We’ll always keep in a couple of jokes, just for ourselves. Then you go, “Okay, if it doesn’t work, whatever. This is kinda for us.” But none of us are brave enough to wait that long to see if it works because you want to have something that you know is clicking with an audience.

A lot of filmmakers will hate hearing that. To them, that feels very hacky, But the audience are the ones that are going to come and pay the money and they’re the ones who are going tell their friends if it’s good or not. I didn’t get in the business, and Judd didn’t get in the business, to make stuff that nobody sees. I’ve made a career making stuff that nobody sees, so anything that I can do to help make something that people are going to enjoy and want to see over and over again, then I’m there.
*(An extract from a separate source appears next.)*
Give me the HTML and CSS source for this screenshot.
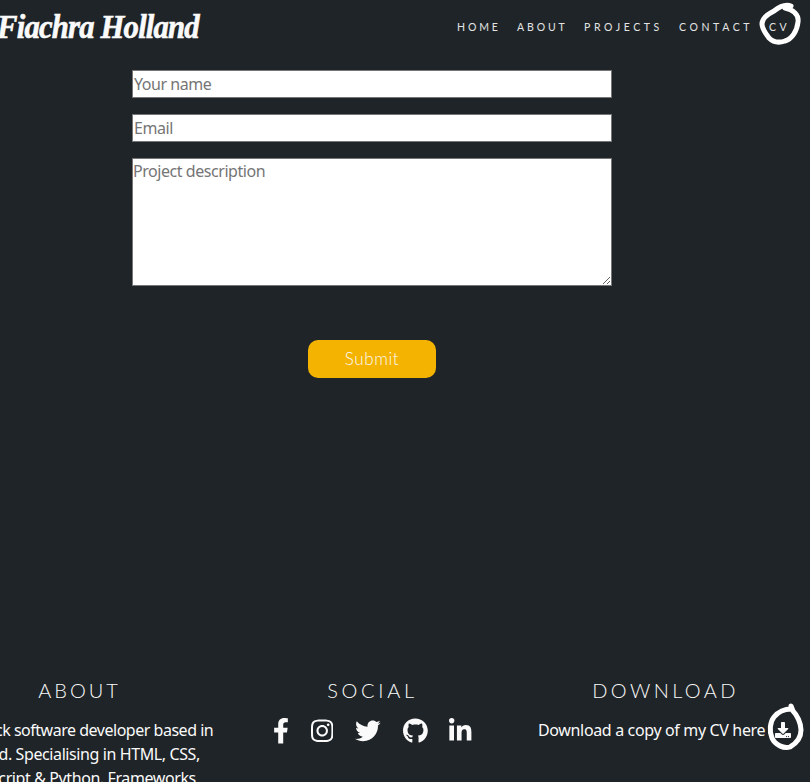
FILE: index.html
```html
<!DOCTYPE html>
<html lang="en">
<head>
<meta charset="utf-8">
<title>Fiachra Holland</title>
<link rel="stylesheet" href="styles.css">
</head>
<body>
<header class="header">
  <a class="logo">Fiachra Holland</a>
  <nav class="nav">
    <a class="home">HOME</a>
    <a class="about">ABOUT</a>
    <a class="projects">PROJECTS</a>
    <a class="contact">CONTACT</a>
    <a class="cv">CV
      <svg class="ring ring-nav" viewBox="0 0 54 50"><path d="M42 6C37 4 30 7 25 11C19 14 13 19 13 24C13 29 17 34 20 38C24 42 30 43 36 41C43 39 48 31 49 22C50 15 45 10 36 8"/></svg>
    </a>
  </nav>
</header>
<main class="page">
  <form class="form">
    <input class="field" type="text" placeholder="Your name">
    <input class="field" type="text" placeholder="Email">
    <textarea class="field area" placeholder="Project description"></textarea>
    <button class="submit" type="button">Submit</button>
  </form>
</main>
<footer class="footer">
  <section class="col">
    <h2 class="h-about">ABOUT</h2>
    <p><span class="line first">Full stack software developer based in</span><span class="line">Ireland. Specialising in HTML, CSS,</span><span class="line">JavaScript &amp; Python. Frameworks</span></p>
  </section>
  <section class="col">
    <h2 class="h-social">SOCIAL</h2>
    <div class="social">
      <svg viewBox="0 0 320 512"><path d="M279.14 288l14.22-92.66h-88.91v-60.13c0-25.35 12.42-50.06 52.24-50.06h40.42V6.26S260.43 0 225.36 0c-73.22 0-121.08 44.38-121.08 124.72v70.62H22.89V288h81.39v224h100.17V288z"/></svg>
      <svg viewBox="0 0 448 512"><path d="M224.1 141c-63.6 0-114.9 51.3-114.9 114.9s51.3 114.9 114.9 114.9S339 319.500 339 255.900 287.700 141 224.100 141zm0 189.600c-41.100 0-74.700-33.500-74.700-74.700s33.500-74.700 74.700-74.700 74.700 33.500 74.700 74.700-33.600 74.700-74.700 74.700zm146.400-194.300c0 14.900-12 26.800-26.800 26.800-14.900 0-26.800-12-26.800-26.800s12-26.800 26.800-26.800 26.800 12 26.800 26.800zm76.100 27.200c-1.700-35.900-9.900-67.700-36.200-93.900-26.200-26.200-58-34.400-93.900-36.200-37-2.100-147.900-2.100-184.900 0-35.800 1.700-67.600 9.900-93.900 36.100s-34.400 58-36.200 93.900c-2.100 37-2.100 147.900 0 184.900 1.700 35.900 9.900 67.700 36.200 93.900s58 34.400 93.900 36.200c37 2.100 147.900 2.100 184.900 0 35.900-1.700 67.700-9.900 93.900-36.200 26.200-26.200 34.400-58 36.200-93.900 2.100-37 2.100-147.800 0-184.800zM398.800 388c-7.800 19.600-22.900 34.700-42.600 42.600-29.500 11.700-99.500 9-132.100 9s-102.700 2.600-132.100-9c-19.600-7.800-34.700-22.900-42.600-42.600-11.700-29.500-9-99.500-9-132.100s-2.600-102.700 9-132.100c7.800-19.600 22.900-34.700 42.600-42.600 29.500-11.700 99.500-9 132.100-9s102.700-2.600 132.100 9c19.600 7.800 34.700 22.900 42.600 42.600 11.700 29.500 9 99.500 9 132.100s2.700 102.700-9 132.100z"/></svg>
      <svg viewBox="0 0 512 512"><path d="M459.370 151.716c.325 4.548.325 9.097.325 13.645 0 138.720-105.583 298.558-298.558 298.558-59.452 0-114.680-17.219-161.137-47.106 8.447.974 16.568 1.299 25.340 1.299 49.055 0 94.213-16.568 130.274-44.832-46.132-.975-84.792-31.188-98.112-72.772 6.498.974 12.995 1.624 19.818 1.624 9.421 0 18.843-1.300 27.614-3.573-48.081-9.747-84.143-51.980-84.143-102.985v-1.299c13.969 7.797 30.214 12.670 47.431 13.319-28.264-18.843-46.781-51.005-46.781-87.391 0-19.492 5.197-37.360 14.294-52.954 51.655 63.675 129.300 105.258 216.365 109.807-1.624-7.797-2.599-15.918-2.599-24.040 0-57.828 46.782-104.934 104.934-104.934 30.213 0 57.502 12.670 76.670 33.137 23.715-4.548 46.456-13.320 66.599-25.340-7.798 24.366-24.366 44.833-46.132 57.827 21.117-2.273 41.584-8.122 60.426-16.243-14.292 20.791-32.161 39.308-52.628 54.253z"/></svg>
      <svg viewBox="0 0 496 512"><path d="M165.900 397.400c0 2-2.300 3.600-5.200 3.600-3.300.3-5.600-1.300-5.600-3.600 0-2 2.300-3.600 5.200-3.600 3-.3 5.600 1.300 5.600 3.600zM244.800 8C106.100 8 0 113.300 0 252c0 110.900 69.800 205.800 169.500 239.200 12.800 2.300 17.300-5.600 17.300-12.100 0-6.200-.3-40.400-.3-61.400 0 0-70 15-84.700-29.800 0 0-11.400-29.100-27.800-36.600 0 0-22.900-15.700 1.600-15.400 0 0 24.900 2 38.600 25.800 21.900 38.600 58.600 27.500 72.900 20.900 2.300-16 8.800-27.100 16-33.700-55.900-6.200-112.300-14.300-112.300-110.500 0-27.500 7.600-41.300 23.600-58.900-2.600-6.500-11.100-33.300 2.600-67.900 20.900-6.500 69 27 69 27 20-5.600 41.500-8.500 62.800-8.500s42.800 2.900 62.800 8.500c0 0 48.100-33.600 69-27 13.700 34.700 5.200 61.400 2.600 67.900 16 17.700 25.800 31.500 25.800 58.900 0 96.500-58.900 104.200-114.800 110.500 9.200 7.900 17 22.900 17 46.400 0 33.700-.3 75.400-.3 83.600 0 6.500 4.600 14.400 17.300 12.100C428.200 457.800 496 362.900 496 252 496 113.300 383.500 8 244.800 8z"/></svg>
      <svg viewBox="0 0 448 512"><path d="M100.280 448H7.400V148.900h92.880zM53.790 108.100C24.090 108.100 0 83.500 0 53.800a53.790 53.790 0 0 1 107.580 0c0 29.700-24.100 54.300-53.790 54.300zM447.900 448h-92.680V302.400c0-34.700-.7-79.200-48.290-79.200-48.290 0-55.690 37.700-55.690 76.700V448h-92.780V148.900h89.080v40.800h1.300c12.400-23.500 42.690-48.300 87.880-48.300 94 0 111.280 61.900 111.280 142.300V448z"/></svg>
    </div>
  </section>
  <section class="col">
    <h2 class="h-download">DOWNLOAD</h2>
    <div class="download">
      <span class="dl-text">Download a copy of my CV here</span>
      <span class="dl-icon">
        <svg class="dl-svg" viewBox="0 0 512 512"><path d="M216 0h80c13.300 0 24 10.700 24 24v168h87.700c17.800 0 26.700 21.500 14.100 34.100L269.700 378.300c-7.500 7.500-19.800 7.500-27.300 0L90.100 226.100c-12.600-12.600-3.700-34.100 14.100-34.100H192V24c0-13.300 10.700-24 24-24zm296 376v112c0 13.300-10.700 24-24 24H24c-13.300 0-24-10.700-24-24V376c0-13.300 10.700-24 24-24h146.700l49 49c20.100 20.100 52.500 20.100 72.600 0l49-49H488c13.300 0 24 10.700 24 24zm-124 88c0-11-9-20-20-20s-20 9-20 20 9 20 20 20 20-9 20-20zm64 0c0-11-9-20-20-20s-20 9-20 20 9 20 20 20 20-9 20-20z"/></svg>
        <svg class="ring ring-dl" viewBox="0 0 42 52"><path d="M26 6L28 11C32 15 36 23 36 30C36 37 32 43 25 47C19 49 10 45 7 38C4 31 5 22 9 17C13 12 20 9 26 9Z"/></svg>
      </span>
    </div>
  </section>
</footer>
</body>
</html>
```
FILE: styles.css
```css
* { box-sizing: border-box; }
body {
  margin: 0;
  height: 782px;
  overflow: hidden;
  display: flex;
  flex-direction: column;
  background: #1f2428;
  color: #fafafa;
  font-family: "Noto Sans", sans-serif;
  font-size: 16px;
}
.header {
  height: 54px;
  flex: none;
  display: flex;
  justify-content: space-between;
  align-items: center;
}
.logo {
  margin-left: -3px;
  font: italic bold 33px/54px "Liberation Serif", serif;
  letter-spacing: -0.9px;
  white-space: nowrap;
  transform: scaleX(0.932);
  transform-origin: 0 50%;
  -webkit-text-stroke: 0.6px #fafafa;
}
.nav {
  display: flex;
  width: 353px;
  font: 400 10.5px/52px Lato, sans-serif;
  letter-spacing: 3.6px;
  color: #e4e4e4;
}
.nav a { white-space: nowrap; }
.nav .home { width: 60px; letter-spacing: 2.9px; }
.nav .about { width: 67px; letter-spacing: 2.9px; }
.projects { width: 95px; }
.contact { width: 90px; }
.cv { position: relative; }
.ring {
  position: absolute;
  fill: none;
  stroke: #fff;
  stroke-width: 5;
  stroke-linecap: round;
  stroke-linejoin: round;
}
.ring-nav { left: -20px; top: -1px; width: 54px; height: 50px; }
.page { flex: none; height: 624px; padding: 16px 0 0 132px; }
.form { width: 480px; display: flex; flex-direction: column; }
.field {
  height: 28px;
  margin: 0 0 16px;
  padding: 1px;
  border: 1px solid #767676;
  background: #fff;
  font: 16px/24px "Noto Sans", sans-serif;
  letter-spacing: -0.45px;
}
.field::placeholder { color: #757575; }
.area { height: 128px; padding: 0; margin-bottom: 54px; }
.submit {
  align-self: center;
  width: 128px;
  height: 38px;
  padding: 0 0 1px;
  border: 0;
  border-radius: 10px;
  background: #f5b301;
  color: #fafafa;
  font: 300 17px/37px Lato, sans-serif;
  letter-spacing: 0.6px;
}
.footer {
  flex: none;
  width: 879px;
  margin-left: -67px;
  display: grid;
  grid-template-columns: repeat(3, 293px);
}
.col { height: 110px; text-align: center; }
h2 {
  margin: 0 0 16px;
  font: 300 20px/24px Lato, sans-serif;
  letter-spacing: 3.4px;
}
.h-about { letter-spacing: 3px; }
.h-social { letter-spacing: 3.7px; }
p { margin: 0 2px 0 0; line-height: 24px; letter-spacing: -0.4px; }
.line { display: block; white-space: nowrap; }
.first { letter-spacing: -0.48px; margin-right: -2px; }
.social { display: flex; justify-content: center; gap: 21.9px; }
.social svg { height: 25.6px; fill: #fafafa; }
.download { display: flex; padding-left: 19px; line-height: 24px; white-space: nowrap; }
.dl-text { letter-spacing: -0.35px; }
.dl-icon { position: relative; display: flex; margin-left: 10px; padding-top: 4px; }
.dl-svg { width: 16px; height: 16px; fill: #fafafa; }
.ring-dl { left: -10px; top: -18px; width: 42px; height: 52px; }
```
Feig also has an interesting take on the continued love for Freaks and Geeks: in 2000, when the show was cancelled, cancellation for a single show was pretty much total death. If there weren’t enough episodes for syndication, it would only linger on through word of mouth and the occasional samizdat VHS tape.

[Feig:] The British model, which I’ve always thought was great, is that you do a TV show and then they sell it. Then you can buy it at the video stores forever, so it never went away. But American TV used to be if you had a show and it got cancelled, then it never existed.

DVDs changed the culture. It’s not really a “cult hit” in the same way if you can just Netflix the entire run. Now, single-season shows like Freaks and Geeks can be sold and rewatched and lent out, and play out for their fans over and over again like long, favorite movies. And they don’t need their A/V teacher to have a copy of the film reel to do it.